Most of the changes to the Open Software Foundation’s Distributed Computing Environment release 1.1 are being supplied by primary contractor Hewlett-Packard Co, including work on the security core. It will, as expected, feature additional configuration and administration tools derived from Hewlett-Packard’s submission when it ships later this year, though whether Hewlett-Packard’s secure NFS-DFS Network File System-Distributed File System gateway is also included remains to be decided. Software Foundation director of interoperable technologies David Lounsbury says the Foundation is still negotiating with its technology suppliers about the final make-up of DCE 1.1 and believes it would not be a problem if technology such as Hewlett-Packard’s gateway were to remain a value-added product. The goal of getting administrative and other enhancements like automatic start-up of Distributed Computing Environment servers into DCE 1.1 is however partly to ensure that vendors can’t use, at a basic level, these kind of additions as product differentiators. Services spawned by the now severely curtailed Distributed Management Environment 1.0 programme for which DCE is a pre-requisite – such as software distribution and licensing – will be offered as vertical applications for DCE. Other DME 1.0 components, including programming services – such as event services that can define, monitor and report on system conditions – will be included in the core DCE bundle. Lounsbury says that the version of event services available in DCE will be a greatly enhanced version of those made available as DME 1.0 services.
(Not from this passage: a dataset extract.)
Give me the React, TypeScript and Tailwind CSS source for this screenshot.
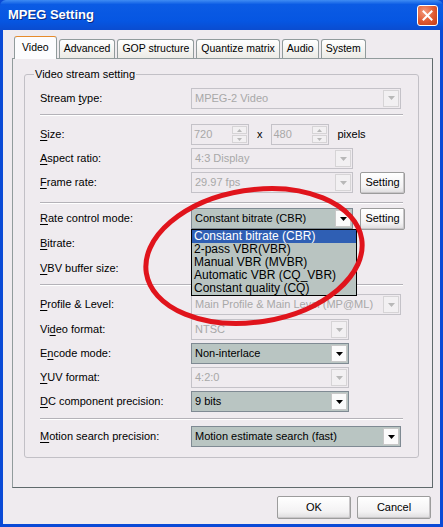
import React from 'react';

const font = "font-['Liberation_Sans',Arial,sans-serif]";

function U({ children }: { children: React.ReactNode }) {
  return <span className="underline underline-offset-2">{children}</span>;
}

function Arrow({ disabled }: { disabled?: boolean }) {
  return (
    <div
      className={`m-[1px] flex w-[16px] items-center justify-center border ${
        disabled ? 'border-[#d6d4d6] bg-[#f2f0f2]' : 'border-[#c8c8c8] bg-[#fbfbfb]'
      }`}
    >
      <svg width="7" height="4" viewBox="0 0 7 4">
        <path d="M0 0h7L3.5 4z" fill={disabled ? '#b8b8b8' : '#000'} />
      </svg>
    </div>
  );
}

function Combo({
  value,
  width,
  disabled,
  children,
}: {
  value: string;
  width: string;
  disabled?: boolean;
  children?: React.ReactNode;
}) {
  return (
    <div
      className={`relative flex h-[21px] ${width} border ${
        disabled ? 'border-[#c4c2c8] bg-[#efebef] text-[#a8a8a8]' : 'border-[#7f8a93] bg-[#b9c5c2] text-black'
      }`}
    >
      <span className="flex-1 overflow-hidden whitespace-nowrap pl-[3px] leading-[19px]">{value}</span>
      <Arrow disabled={disabled} />
      {children}
    </div>
  );
}

function Spin({ value }: { value: string }) {
  return (
    <div className="flex h-[21px] w-[58px] border border-[#c4c2c8] bg-[#efebef] text-[#a8a8a8]">
      <span className="flex-1 pl-[2px] leading-[19px]">{value}</span>
      <div className="m-[1px] flex w-[15px] flex-col gap-[1px]">
        {[0, 1].map((i) => (
          <div key={i} className="flex flex-1 items-center justify-center border border-[#d6d4d6] bg-[#f2f0f2]">
            <svg width="5" height="3" viewBox="0 0 5 3">
              <path d={i === 0 ? 'M0 3h5L2.5 0z' : 'M0 0h5L2.5 3z'} fill="#b8b8b8" />
            </svg>
          </div>
        ))}
      </div>
    </div>
  );
}

function Btn({ label, w, h }: { label: string; w: string; h: string }) {
  return (
    <div
      className={`flex ${w} ${h} items-center justify-center rounded-[2px] border border-[#9c9c9c] bg-[linear-gradient(to_bottom,#ffffff,#f3f2f3_70%,#dedcde)] shadow-[inset_-1px_-1px_0_#c8c6c8]`}
    >
      {label}
    </div>
  );
}

function Row({ label, children, className = '' }: { label: React.ReactNode; children?: React.ReactNode; className?: string }) {
  return (
    <div className={`flex h-[21px] items-center ${className}`}>
      <div className="w-[151px] shrink-0">{label}</div>
      {children}
    </div>
  );
}

function Sep({ className = '' }: { className?: string }) {
  return <div className={`w-[363px] border-t border-b border-t-[#b4b2b8] border-b-white ${className}`} />;
}

const tabs = ['Video', 'Advanced', 'GOP structure', 'Quantize matrix', 'Audio', 'System'];
const rateItems = ['Constant bitrate (CBR)', '2-pass VBR(VBR)', 'Manual VBR (MVBR)', 'Automatic VBR (CQ_VBR)', 'Constant quality (CQ)'];

export default function App() {
  return (
    <div className={`relative h-[527px] w-[443px] overflow-hidden bg-[#0a4ad6] text-[11px] text-black ${font}`}>
      {/* title bar */}
      <div className="flex h-[30px] items-center justify-between rounded-t-[6px] bg-[linear-gradient(to_bottom,#3f8cf3,#0b5be4_15%,#0656e2_70%,#0a4cd0)] pl-[8px] pr-[5px]">
        <span className="text-[13px] font-bold text-white [text-shadow:1px_1px_0_#0a2a80]">MPEG Setting</span>
        <div className="flex h-[21px] w-[21px] items-center justify-center rounded-[3px] border border-white bg-[radial-gradient(circle_at_35%_30%,#f39a7c,#e0582f_55%,#c13c18)]">
          <svg width="11" height="11" viewBox="0 0 11 11">
            <path d="M1.5 1.5l8 8M9.5 1.5l-8 8" stroke="#fff" strokeWidth="2" strokeLinecap="square" />
          </svg>
        </div>
      </div>

      {/* client */}
      <div className="mx-[3px] h-[494px] bg-[#efebef] pt-[6px]">
        {/* tabs */}
        <div className="ml-[11px] flex h-[22px] items-end text-[10.5px]">
          {tabs.map((t, i) => (
            <div
              key={t}
              className={`flex items-center border border-b-0 border-[#919b9c] ${
                i === 0
                  ? 'relative z-10 -mb-[1px] h-[23px] rounded-t-[3px] border-t-[#e68b2c] bg-[#fcfcfe] px-[7px]'
                  : 'ml-[2px] h-[19px] rounded-t-[3px] bg-[linear-gradient(to_bottom,#ffffff,#ecebe6)] px-[4px]'
              }`}
            >
              {t}
            </div>
          ))}
        </div>
        {/* tab panel */}
        <div className="ml-[9px] h-[430px] w-[421px] border border-[#919b9c] border-r-[#5f6a6c] border-b-[#5f6a6c] bg-[#efebef] pl-[11px] pt-[9px]">
          <fieldset className="h-[390px] w-[395px] rounded-[3px] border border-[#c2c0c6] pl-[15px]">
            <legend className="-ml-[6px] px-[1px] leading-[13px]">Video stream setting</legend>
            <Row label={<>Stream <U>t</U>ype:</>} className="mt-[6px] h-[22px]">
              <Combo value="MPEG-2 Video" width="w-[210px]" disabled />
            </Row>
            <Sep className="mt-[5px]" />
            <Row label={<><U>S</U>ize:</>} className="mt-[8px]">
              <Spin value="720" />
              <span className="ml-[8px] mr-[8px]">x</span>
              <Spin value="480" />
              <span className="ml-[9px]">pixels</span>
            </Row>
            <Row label={<><U>A</U>spect ratio:</>} className="mt-[3px]">
              <Combo value="4:3 Display" width="w-[162px]" disabled />
            </Row>
            <Row label={<><U>F</U>rame rate:</>} className="mt-[3px]">
              <Combo value="29.97 fps" width="w-[162px]" disabled />
              <div className="ml-[7px]">
                <Btn label="Setting" w="w-[45px]" h="h-[22px]" />
              </div>
            </Row>
            <Sep className="mt-[9px]" />
            <Row label={<><U>R</U>ate control mode:</>} className="relative z-20 mt-[4px]">
              <Combo value="Constant bitrate (CBR)" width="w-[162px]">
                <div className="absolute left-[-1px] top-[20px] w-[166px] border border-black bg-[#b9c4c1] text-[12px]">
                  {rateItems.map((it, i) => (
                    <div
                      key={it}
                      className={`h-[13px] pl-[2px] leading-[13px] ${i === 0 ? 'bg-[#2f5fb4] text-white' : ''}`}
                    >
                      {it}
                    </div>
                  ))}
                </div>
              </Combo>
              <div className="ml-[7px]">
                <Btn label="Setting" w="w-[45px]" h="h-[22px]" />
              </div>
            </Row>
            <Row label={<><U>B</U>itrate:</>} className="mt-[4px]" />
            <Row label={<><U>V</U>BV buffer size:</>} className="mt-[4px]" />
            <Sep className="mt-[5px]" />
            <Row label={<><U>P</U>rofile &amp; Level:</>} className="mt-[8px]">
              <Combo value="Main Profile & Main Level (MP@ML)" width="w-[210px]" disabled />
            </Row>
            <Row label={<>Vi<U>d</U>eo format:</>} className="mt-[4px]">
              <Combo value="NTSC" width="w-[158px]" disabled />
            </Row>
            <Row label={<>E<U>n</U>code mode:</>} className="mt-[3px]">
              <Combo value="Non-interlace" width="w-[158px]" />
            </Row>
            <Row label={<><U>Y</U>UV format:</>} className="mt-[3px]">
              <Combo value="4:2:0" width="w-[158px]" disabled />
            </Row>
            <Row label={<><U>D</U>C component precision:</>} className="mt-[3px]">
              <Combo value="9 bits" width="w-[158px]" />
            </Row>
            <Sep className="mt-[6px]" />
            <Row label={<><U>M</U>otion search precision:</>} className="mt-[6px]">
              <Combo value="Motion estimate search (fast)" width="w-[210px]" />
            </Row>
          </fieldset>
        </div>
        {/* buttons */}
        <div className="mr-[9px] mt-[8px] flex justify-end gap-[6px]">
          <Btn label="OK" w="w-[74px]" h="h-[23px]" />
          <Btn label="Cancel" w="w-[74px]" h="h-[23px]" />
        </div>
      </div>

      {/* red hand-drawn ellipse */}
      <svg className="pointer-events-none absolute left-0 top-0 z-30" width="443" height="527" viewBox="0 0 443 527">
        <ellipse cx="254" cy="256" rx="109" ry="66" transform="rotate(-9 254 256)" fill="none" stroke="#e0141c" strokeWidth="5" />
      </svg>
    </div>
  );
}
Regards itself as the workshop
DCE 1.1 is due around September, around the same time as the Open Software Foundation’s network management option, which will announced late next quarter. Based on the X/Open XMP application programming interface, it will be offered as a separate component and is viewed as a building block for vendors’ own network management systems rather than an end-user tool, which DCE is certainly intended to be. The Software Foundation expects to begin work on defining DCE 2.0 over the next couple of months, and this will be the vehicle for any future distributed services development. In between, Lounsbury expects most DCE work to be focused on getting different DCE vendor implementations working together so that OEM customers will have a consistent set of application programming interfaces and methodologies for implementing anticipated Object Management Group Corba 2.0-compliant object request brokers on top. It might seem ironic that the Open Software Foundation regards itself as the workshop for the job of harmonising DCE implementations in readiness for a distributed object framework that it was to have supplied under the original Distributed Management Environment programme. But Lounsbury clearly believes that the task of delivering object-readiness will itself spawn the need for a host of Distributed Computing Environment improvements that will keep it busy. And DCE and Corba map well, he says optimistically. He’s less optimistic about the chances of being able to offer the DME services on Corba object request brokers, but has a couple of engineers still looking at it. The problem is that Corba 1.1 applications are not portable and implementations are not compatible. Indeed, the problem of developing and implementing management services for distributed environments is a factor of the problems associated with object-oriented programming, he believes. Whether the Object Group can reconcile differences between first generation object technologies in Corba 2.0 is a large, hard task, says Lounsbury, who’s been peeking at technologies around the corner.